In that post (August 15), I wrote, “Looks are dispositional properties of objects” (which is what I believe). But later in the same post, describing a class of Intersubjective looks that I called “fully objective looks” I wrote, “As for the “ontology” of such objective looks: when the look of a color (hue) in a particular situation can be displayed by a photograph or a painting, the “objective look” is simply the color shown by the photograph or painting; the “look” of one hue can sometimes be a different hue.” The problem with this is that hues are dispositions to affect light, not people, on the physicalist view of color that I endorsed, but looks are dispositions to cause people to enjoy certain qualia, in the case of subjective looks, or to cause the visual system to produce certain representations in the case of Intersubjective looks, including “fully objective looks”. So what I should have written is, “As for the “ontology” of such objective looks: when the look of a color (hue) in a particular situation can be displayed by a photograph or a painting, the “objective look” is a representation (in the brain of the viewer) of the color shown by the photograph or painting; the “look” of one hue can sometimes be a mental representation of a different hue.”

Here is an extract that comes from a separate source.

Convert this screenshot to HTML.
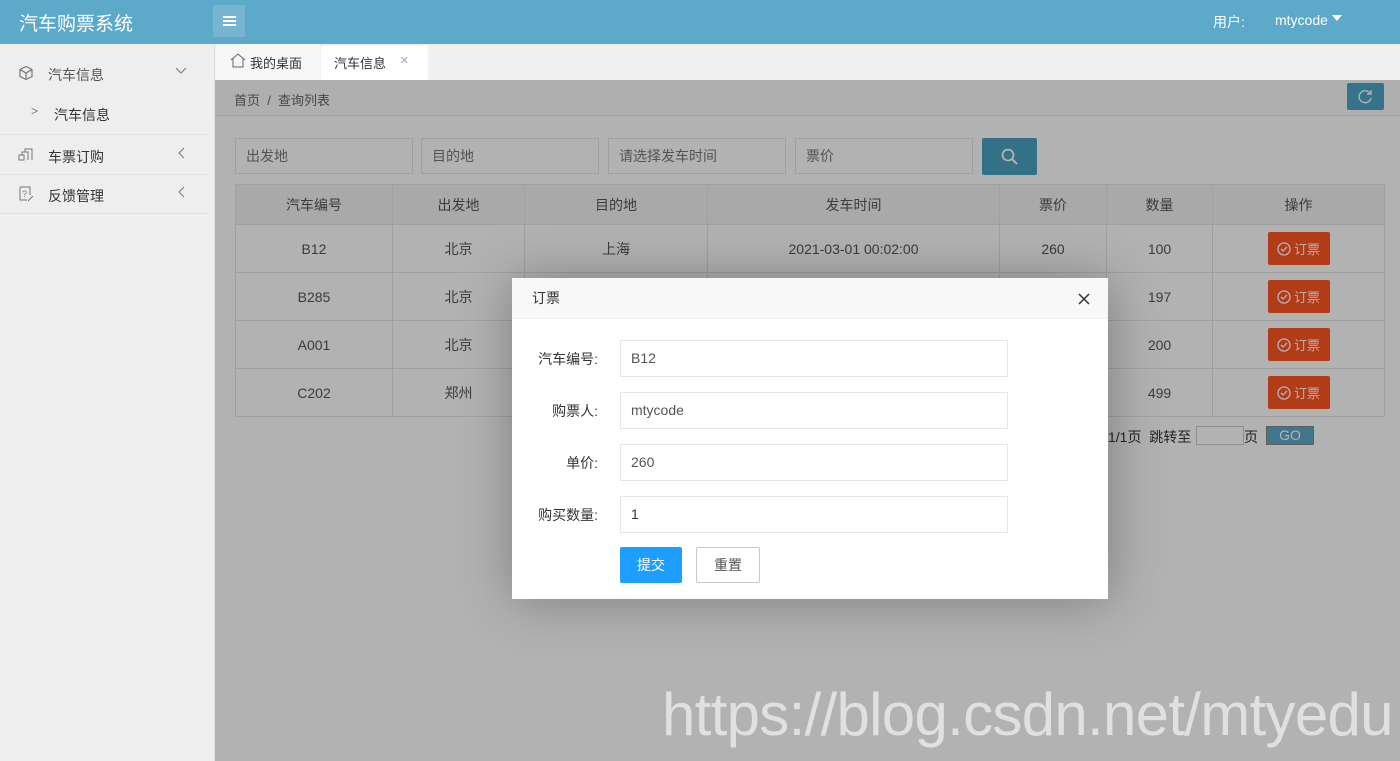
<!DOCTYPE html>
<html><head><meta charset="utf-8"><style>
*{box-sizing:border-box;margin:0;padding:0}
body{width:1400px;height:761px;overflow:hidden;position:relative;font-family:"Liberation Sans","Noto Sans CJK SC",sans-serif;font-size:14px;color:#333;background:#f0f0f0}
.abs{position:absolute}
.hdr{left:0;top:0;width:1400px;height:44px;background:#5da9c9}
.side{left:0;top:44px;width:215px;height:717px;background:#eeeeee;border-right:1px solid #ddd}
.side .it{position:absolute;left:0;width:208px;border-bottom:1px solid #e2e2e2;color:#333}
.main{left:215px;top:80px;width:1185px;height:681px;background:#fff}
.inp{position:absolute;height:36px;border:1px solid #e6e6e6;background:#fff;color:#777;padding-left:10px;line-height:34px}
table{position:absolute;left:20px;top:104px;border-collapse:collapse;font-size:14px}
td,th{border:1px solid #e6e6e6;text-align:center;font-weight:normal;color:#555}
th{background:#f2f2f2;height:40px}
td{height:48px}
.ob{display:inline-flex;align-items:center;justify-content:center;gap:3px;background:#ff5722;color:#fff;width:62px;height:33px;border-radius:2px;font-size:13px;vertical-align:middle}
.ov{left:215px;top:80px;width:1185px;height:681px;background:rgba(0,0,0,0.3)}
.modal{left:512px;top:278px;width:596px;height:321px;background:#fff;box-shadow:1px 1px 50px rgba(0,0,0,.3)}
.mh{height:41px;background:#f8f8f8;border-bottom:1px solid #eee;padding-left:20px;line-height:41px;color:#333}
.lab{position:absolute;width:86px;text-align:right;left:0;color:#333}
.mi{position:absolute;left:108px;width:388px;height:37px;border:1px solid #e6e6e6;line-height:35px;padding-left:10px;color:#555}
</style></head><body>
<div class="abs hdr">
<div class="abs" style="left:19px;top:9px;color:#fff;font-size:19px">汽车购票系统</div>
<div class="abs" style="left:213px;top:5px;width:32px;height:32px;background:rgba(255,255,255,.15);border-radius:2px">
<div class="abs" style="left:10px;top:11px;width:13px;height:2px;background:#fff"></div>
<div class="abs" style="left:10px;top:15px;width:13px;height:2px;background:#fff"></div>
<div class="abs" style="left:10px;top:19px;width:13px;height:2px;background:#fff"></div></div>
<div class="abs" style="left:1213px;top:12px;color:#fff;font-size:14px">用户:</div>
<div class="abs" style="left:1275px;top:12px;color:#fff;font-size:14px">mtycode</div>
<div class="abs" style="left:1332px;top:15px;width:0;height:0;border-left:5px solid transparent;border-right:5px solid transparent;border-top:6px solid #fff"></div>
</div>
<div class="abs side">
<div class="it" style="top:0;height:91px">
<svg class="abs" style="left:18px;top:21px" width="16" height="16" viewBox="0 0 16 16"><path d="M8 1.5 14 4.5v7L8 14.5 2 11.5v-7z M2 4.5 8 8l6-3.5M8 8v6.5" fill="none" stroke="#777" stroke-width="1.2"/></svg>
<div class="abs" style="left:48px;top:21px;color:#555">汽车信息</div>
<svg class="abs" style="left:175px;top:23px" width="12" height="8"><path d="M1 1l5 5 5-5" fill="none" stroke="#777"/></svg>
<div class="abs" style="left:31px;top:60px;color:#777;font-size:12px">&gt;</div>
<div class="abs" style="left:54px;top:61px;color:#333">汽车信息</div>
</div>
<div class="it" style="top:91px;height:40px">
<svg class="abs" style="left:18px;top:13px" width="16" height="14"><path d="M1 12V7h5v5zM4 7V4h6v8M7 4V1h7v11" fill="none" stroke="#777"/></svg>
<div class="abs" style="left:48px;top:12px">车票订购</div>
<svg class="abs" style="left:177px;top:12px" width="8" height="12"><path d="M7 1 2 6l5 5" fill="none" stroke="#777"/></svg>
</div>
<div class="it" style="top:131px;height:39px">
<svg class="abs" style="left:18px;top:11px" width="16" height="16"><path d="M2 1h10v8M2 1v13h7" fill="none" stroke="#777"/><path d="M10 15l5-5" stroke="#777"/><text x="4" y="11" font-size="9" fill="#777">?</text></svg>
<div class="abs" style="left:48px;top:11px">反馈管理</div>
<svg class="abs" style="left:177px;top:11px" width="8" height="12"><path d="M7 1 2 6l5 5" fill="none" stroke="#777"/></svg>
</div>
</div>
<div class="abs" style="left:216px;top:44px;width:1184px;height:36px;background:#f0f0f0"></div>
<div class="abs" style="left:216px;top:44px;width:104px;height:36px;background:#f6f6f6">
<svg class="abs" style="left:14px;top:9px" width="16" height="15"><path d="M1 7 8 1l7 6M3 5.5V14h10V5.5" fill="none" stroke="#666"/></svg>
<div class="abs" style="left:34px;top:9px;color:#333;font-size:13px">我的桌面</div></div>
<div class="abs" style="left:321px;top:46px;width:107px;height:34px;background:#fff">
<div class="abs" style="left:13px;top:7px;color:#333;font-size:13px">汽车信息</div>
<div class="abs" style="left:79px;top:6px;color:#aaa;font-size:15px">×</div></div>
<div class="abs main">
<div class="abs" style="left:0;top:0;width:1185px;height:36px;border-bottom:1px solid #e6e6e6;background:#fbfbfb"></div>
<div class="abs" style="left:19px;top:10px;color:#666;font-size:13px">首页 &nbsp;/&nbsp; 查询列表</div>
<div class="abs" style="left:1132px;top:3px;width:37px;height:27px;background:#4da5c6;border-radius:2px">
<svg class="abs" style="left:11px;top:6px" width="15" height="15"><path d="M12.5 5A6 6 0 1 0 13 9" fill="none" stroke="#fff" stroke-width="1.4"/><path d="M13 1v4H9" fill="none" stroke="#fff" stroke-width="1.4"/></svg></div>
<div class="inp" style="left:20px;top:58px;width:178px">出发地</div>
<div class="inp" style="left:206px;top:58px;width:178px">目的地</div>
<div class="inp" style="left:393px;top:58px;width:178px">请选择发车时间</div>
<div class="inp" style="left:580px;top:58px;width:178px">票价</div>
<div class="abs" style="left:767px;top:58px;width:55px;height:37px;background:#4aa3c4;border-radius:2px">
<svg class="abs" style="left:18px;top:10px" width="20" height="18"><circle cx="8" cy="7" r="5.5" fill="none" stroke="#fff" stroke-width="1.8"/><path d="M12 11l5 5" stroke="#fff" stroke-width="2"/></svg></div>
<table>
<tr><th style="width:157px">汽车编号</th><th style="width:132px">出发地</th><th style="width:183px">目的地</th><th style="width:292px">发车时间</th><th style="width:107px">票价</th><th style="width:106px">数量</th><th style="width:172px">操作</th></tr>
<tr><td>B12</td><td>北京</td><td>上海</td><td>2021-03-01 00:02:00</td><td>260</td><td>100</td><td><span class="ob"><svg width="14" height="14"><circle cx="7" cy="7" r="6" fill="none" stroke="#fff" stroke-width="1.3"/><path d="M4 7l2 2 4-4" fill="none" stroke="#fff" stroke-width="1.3"/></svg>订票</span></td></tr>
<tr><td>B285</td><td>北京</td><td></td><td></td><td></td><td>197</td><td><span class="ob"><svg width="14" height="14"><circle cx="7" cy="7" r="6" fill="none" stroke="#fff" stroke-width="1.3"/><path d="M4 7l2 2 4-4" fill="none" stroke="#fff" stroke-width="1.3"/></svg>订票</span></td></tr>
<tr><td>A001</td><td>北京</td><td></td><td></td><td></td><td>200</td><td><span class="ob"><svg width="14" height="14"><circle cx="7" cy="7" r="6" fill="none" stroke="#fff" stroke-width="1.3"/><path d="M4 7l2 2 4-4" fill="none" stroke="#fff" stroke-width="1.3"/></svg>订票</span></td></tr>
<tr><td>C202</td><td>郑州</td><td></td><td></td><td></td><td>499</td><td><span class="ob"><svg width="14" height="14"><circle cx="7" cy="7" r="6" fill="none" stroke="#fff" stroke-width="1.3"/><path d="M4 7l2 2 4-4" fill="none" stroke="#fff" stroke-width="1.3"/></svg>订票</span></td></tr>
</table>
<div class="abs" style="left:893px;top:347px;color:#333">1/1页 &nbsp;跳转至</div>
<div class="abs" style="left:981px;top:346px;width:48px;height:19px;border:1px solid #ccc;background:#fff"></div>
<div class="abs" style="left:1029px;top:347px;color:#333">页</div>
<div class="abs" style="left:1051px;top:346px;width:48px;height:19px;background:#5fa9c9;border:1px solid #888;color:#fff;text-align:center;line-height:17px">GO</div>
</div>
<div class="abs ov"></div>
<div class="abs" style="left:662px;top:680px;color:rgba(255,255,255,.6);font-size:60px;letter-spacing:-0.7px;white-space:nowrap">https://blog.csdn.net/mtyedu</div>
<div class="abs modal">
<div class="mh">订票</div>
<svg class="abs" style="left:566px;top:15px" width="12" height="12"><path d="M1 1l10 10M11 1 1 11" stroke="#333" stroke-width="1.5"/></svg>
<div class="lab" style="top:71px">汽车编号:</div><div class="mi" style="top:62px">B12</div>
<div class="lab" style="top:123px">购票人:</div><div class="mi" style="top:114px">mtycode</div>
<div class="lab" style="top:175px">单价:</div><div class="mi" style="top:166px">260</div>
<div class="lab" style="top:227px">购买数量:</div><div class="mi" style="top:218px;color:#333">1</div>
<div class="abs" style="left:108px;top:269px;width:62px;height:36px;background:#1e9fff;color:#fff;text-align:center;line-height:36px;border-radius:2px">提交</div>
<div class="abs" style="left:184px;top:269px;width:64px;height:36px;border:1px solid #c9c9c9;color:#555;text-align:center;line-height:34px;border-radius:2px">重置</div>
</div>
</body></html>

 For my most recent explanation of the “modal logical interpretation of mathematics”, see chapter 11, “Set Theory: Replacement, Realism, and Modality”, of my Philosophy in an Age of Science.
 See Tyler Burge’s Origins of Objectivity, and for a short paper on the human case that draws on Burge’s fundamental work, Ned Block’s “Seeing-As in the Light of Vision Science,” Philosophy and Phenomenological Research, 2014.
 “Full-fledged” in the sense that the notion of a “mistaken belief” is available to the animal's “theory of mind”.
 See chapter 2 of my Renewing Philosophy, particularly 28ff.
 For my use of “visual system” and “representation” see Burge, Origins of Objectivity. Note that on my view, and I believe Burge’s as well, different people’s visual systems may produce the same representation without it necessarily being the case that they enjoy the same qualia.